I’ve always had a knack for wanting to help people. Growing up in Chicago’s Jewish community, there was always one organization that seemed to be brought up in conversation. That organization was Keshet. Keshet and I have somehow always found our way to each other. It’s not too often at such a young age, people find their passion but thanks to Keshet, I found mine very early.
My first memory of Keshet is when I attended day camp at JCC Apachi Skokie. I was too young to truly understand the impact they made on the lives of those involved in the program and those near and dear to the organization. Though without even realizing it, I did learn about inclusion. Even if I didn’t know what the word was, I knew the feeling. To this day, since those first few summers, I have always tried to promote inclusion in every aspect of my life, whether I am interacting with individuals with disabilities, or typical abilities.
I attended Solomon Schechter Day School for K-8th grade. In seventh grade, I decided to take an elective instead of band. Without hesitation, I eagerly chose to volunteer with the school’s Keshet education program. I will always remember that after my first class volunteering with Keshet, it was game over. I knew that I had figured out what sort of career path I wanted to do for the rest of my life.
After graduating from SSDS, I attended Niles North High School. Keshet isn’t involved within the school, but I wanted to remain involved with Keshet. During my freshman year of high school, I volunteered to be a buddy with Keshet’s Buddy Baseball program. It was the most fun I have ever had as I was able to combine my two biggest passions: baseball and helping individuals who need assistance.
The summer between high school and college, I went back JCC Apachi Skokie but as a Sports Camp counselor. This time, I was old enough to understand and appreciate the impact the Keshet was making in the lives of families with disabilities. Keshet helps them feel like every other parents, instead of worrying, they are excited for their kids to go to camp.
During my senior year of high school, I applied to numerous colleges but only one stood out to me. The University of Missouri had a beautiful campus but more importantly, a Special Education program, which I was accepted into.
My first experience with disabilities at University of Missouri was in their Disability Center. Sophomore year of college, I was hired there as an Office Assistant for an advisor named Matt Buckley. Matt had a physical disability himself and was confined to a wheelchair. Being able to witness first-hand the impact that Matt made in the lives of individuals with some form of disability, whether it be a learning disability, developmental disability or physical disability, had the largest impact on me and my career choice. After I no longer worked for Matt, we stayed close, visiting and catching up regularly throughout the semesters.
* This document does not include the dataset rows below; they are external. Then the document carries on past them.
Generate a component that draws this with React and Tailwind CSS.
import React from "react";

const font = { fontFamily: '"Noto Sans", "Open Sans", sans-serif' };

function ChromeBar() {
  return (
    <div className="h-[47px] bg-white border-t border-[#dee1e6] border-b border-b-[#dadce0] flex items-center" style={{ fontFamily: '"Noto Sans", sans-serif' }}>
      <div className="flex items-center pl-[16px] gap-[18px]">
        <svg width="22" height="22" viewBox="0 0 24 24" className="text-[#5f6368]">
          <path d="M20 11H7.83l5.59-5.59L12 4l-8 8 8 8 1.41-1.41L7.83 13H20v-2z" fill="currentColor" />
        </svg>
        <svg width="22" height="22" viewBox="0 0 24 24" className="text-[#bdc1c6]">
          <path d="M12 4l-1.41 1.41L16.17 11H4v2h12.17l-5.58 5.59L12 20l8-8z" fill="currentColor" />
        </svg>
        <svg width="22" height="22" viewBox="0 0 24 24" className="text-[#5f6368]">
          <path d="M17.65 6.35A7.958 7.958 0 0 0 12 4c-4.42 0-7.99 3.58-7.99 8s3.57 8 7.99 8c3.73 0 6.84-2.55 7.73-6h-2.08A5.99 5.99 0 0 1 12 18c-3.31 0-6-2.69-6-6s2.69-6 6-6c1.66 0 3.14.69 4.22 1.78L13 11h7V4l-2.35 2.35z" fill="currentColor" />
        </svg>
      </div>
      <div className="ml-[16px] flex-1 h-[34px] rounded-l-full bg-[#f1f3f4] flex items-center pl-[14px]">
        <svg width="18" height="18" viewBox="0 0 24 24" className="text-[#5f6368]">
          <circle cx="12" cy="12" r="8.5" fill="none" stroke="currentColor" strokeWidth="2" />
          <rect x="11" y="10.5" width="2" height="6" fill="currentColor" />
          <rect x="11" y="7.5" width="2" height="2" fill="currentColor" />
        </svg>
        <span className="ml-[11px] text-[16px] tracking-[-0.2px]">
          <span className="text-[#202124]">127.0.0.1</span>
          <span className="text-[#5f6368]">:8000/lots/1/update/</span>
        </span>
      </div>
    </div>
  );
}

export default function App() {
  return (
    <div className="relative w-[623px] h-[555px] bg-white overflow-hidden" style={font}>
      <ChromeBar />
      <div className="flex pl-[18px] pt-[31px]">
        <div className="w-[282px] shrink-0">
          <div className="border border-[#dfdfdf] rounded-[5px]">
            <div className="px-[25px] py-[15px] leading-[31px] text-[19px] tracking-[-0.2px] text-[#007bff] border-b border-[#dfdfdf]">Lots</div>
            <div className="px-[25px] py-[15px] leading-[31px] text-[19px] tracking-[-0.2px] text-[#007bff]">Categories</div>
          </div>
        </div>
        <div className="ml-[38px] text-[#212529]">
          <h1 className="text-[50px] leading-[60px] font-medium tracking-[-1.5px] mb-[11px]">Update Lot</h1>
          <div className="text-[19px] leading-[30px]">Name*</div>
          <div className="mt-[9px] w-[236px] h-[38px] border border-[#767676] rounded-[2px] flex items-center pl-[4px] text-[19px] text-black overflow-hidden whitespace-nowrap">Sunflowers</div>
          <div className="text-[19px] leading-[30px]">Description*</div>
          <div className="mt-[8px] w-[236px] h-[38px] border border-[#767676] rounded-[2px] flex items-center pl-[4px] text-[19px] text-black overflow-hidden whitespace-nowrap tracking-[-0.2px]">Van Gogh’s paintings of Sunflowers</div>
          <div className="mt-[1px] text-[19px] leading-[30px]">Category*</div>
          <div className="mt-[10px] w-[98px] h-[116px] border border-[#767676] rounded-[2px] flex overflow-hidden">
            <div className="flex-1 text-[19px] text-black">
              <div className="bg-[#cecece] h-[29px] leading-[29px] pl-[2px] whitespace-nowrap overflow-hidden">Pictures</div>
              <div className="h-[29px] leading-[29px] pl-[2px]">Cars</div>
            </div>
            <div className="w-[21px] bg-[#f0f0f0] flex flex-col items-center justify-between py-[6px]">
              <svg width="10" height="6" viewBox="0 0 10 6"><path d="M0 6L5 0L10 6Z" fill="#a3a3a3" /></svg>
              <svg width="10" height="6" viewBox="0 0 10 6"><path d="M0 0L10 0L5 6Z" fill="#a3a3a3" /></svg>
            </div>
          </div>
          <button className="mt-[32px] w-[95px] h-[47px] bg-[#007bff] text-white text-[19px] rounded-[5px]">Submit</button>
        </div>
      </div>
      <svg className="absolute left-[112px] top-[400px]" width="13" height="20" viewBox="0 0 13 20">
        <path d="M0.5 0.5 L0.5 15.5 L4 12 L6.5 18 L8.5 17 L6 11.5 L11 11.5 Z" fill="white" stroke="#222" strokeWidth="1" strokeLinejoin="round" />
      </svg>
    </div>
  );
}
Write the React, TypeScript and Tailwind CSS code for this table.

Matt is and always will be my biggest influence. He was the person I was most excited to about my graduation experience and he was the person I wanted to call first to tell him about the jobs and my life I after college. Sadly, Matt passed away shortly before I graduated and I was never able to tell him. I know that he is looking down on me and watching me continue down the path that he helped me create.
After graduating in May 2017, I returned home to Skokie and immediately contacted Abbie Weisberg, Keshet CEO and Executive Director, about job openings with Keshet. I wanted to get back in with the organization that first impacted me to become the individual and professional that I am today. There wasn’t anything open at the time, so I accepted a job with Ann & Robert H. Lurie Children’s Hospital of Chicago as I patiently waited for a role to open up. I am excited to say that I have been a full-time staff member at Keshet as of May 2018!
I am proud to call myself, David Schoenberg – Communications and Marketing Manager for Keshet: Special Needs. Extraordinary Opportunities.